In Living Color
Jana King in her essay “In Living Color” talks about the difference among races, the discrimination that used to be perpetuated by the Whites against other communities, the measures taken by the US government to nullify that discrimination and finally about “affirmative action” and its effectiveness. I agree with the author and believe that “affirmative action” is counterproductive because merit of a person is ignored in favor of the color of the skin. Accepting the differences between people based on their skin color emphasizes one’s recognition of the difference and thereby his latent racist feelings.
In her opinion, within the purview of America’s political and judicial and social milieu it is seen that race is more about background than skin color, the reason why President Obama is not considered to be truly black since he has white ancestors while President Clinton was considered more black than white since he was from a working class, single parent background, enjoyed playing the saxophone and eating fast food; all features attributed to the black community.
On the other hand the whites are not considered a separate race at all; they seem to be the benchmark against which the other races are measured. To prove her point the author refers to the comment made by Nobel Prize winning author Toni Morrison “In this country American means white. Everyone else needs to hyphenate.” Although segregation is legally banned, “functionally we are an incredibly segregated society” says Bryan McCann, assistant professor in the Department of Communication Studies. And to encourage ethnic diversity many institutes have introduced various codes including ‘affirmative action.’
“Affirmative action” was introduced in the early 1960s by President John F. Kennedy to provide better opportunities to minority groups. It was a means to provide equal access to all. Initially the discrimination list was defined on the basis of race, religion and natural origin and later included gender as well. The opposition to this code believes that “affirmative action” benefits the blacks with slave ancestry and punishes the whites descended from slave owners and that America was no longer racist since slavery was abolished and everyone had the right to vote.
I completely agree with the author Jana King’s thesis. “Affirmative action” cannot be defined in such a simplistic fashion. It has various other connotations. Its basic purpose was to provide a person hailing from any background an equal chance as opposed to others who were from backgrounds that allowed them better opportunities. But unfortunately most people believe that this code is not very effective and it has been found that the largest group to benefit from this initiative was the white woman.
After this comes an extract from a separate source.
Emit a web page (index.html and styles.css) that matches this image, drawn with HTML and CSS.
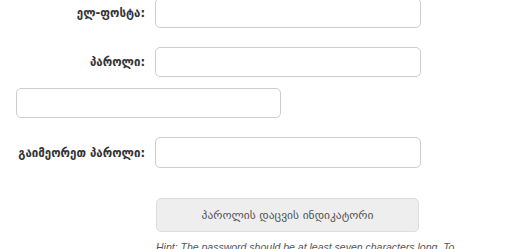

An outcome of the Civil Rights Movement, when the “affirmative action” bill was first introduced it was hailed as path breaking and that it would hugely benefit the minorities. Its intention was to create a level playing field for all. Its use was basically in the education and employment sector. In education it meant allowing access to all groups that were historically excluded or underrepresented like minority communities and women and thereby it was emphasized that the employment sector should also open its door to the new graduates. Although initially it did help it has been found that even today a disparity remains with the whites maintaining the majority.
Practically it was found that in fact “affirmative action” perpetuated segregation since the bill could not guarantee the result. Even today in spite of the evolution of time and mindset data reveals “For example, the National Asian and Pacific American Legal Consortium reports that although white men make up only 48% of the college-educated workforce, they hold over 90% of the top jobs in the news media, 96% of CEO positions, 86% of law firm partnerships, and 85% of tenured college faculty positions.” (http://www.civilrights.org/resources/civilrights101/affirmaction.html)
While supporters of this code say that these programs have more than doubled admission of minorities in colleges, the graduates have benefitted with better jobs and the programs have helped the socio-economically depressed class avail of facilities enjoyed by those economically better off; the detractors claim that the programs actually perpetuate reverse discrimination where the merit of the student has no role to play. “Affirmative action” policies have also seemed to have lowered standards in the education sector.
Finding the correct middle path where everybody is treated as equals, where their success depends on their merits and not the color of their skin and where discrimination has no role to play is the ideal society that America and Americans have to strive to achieve.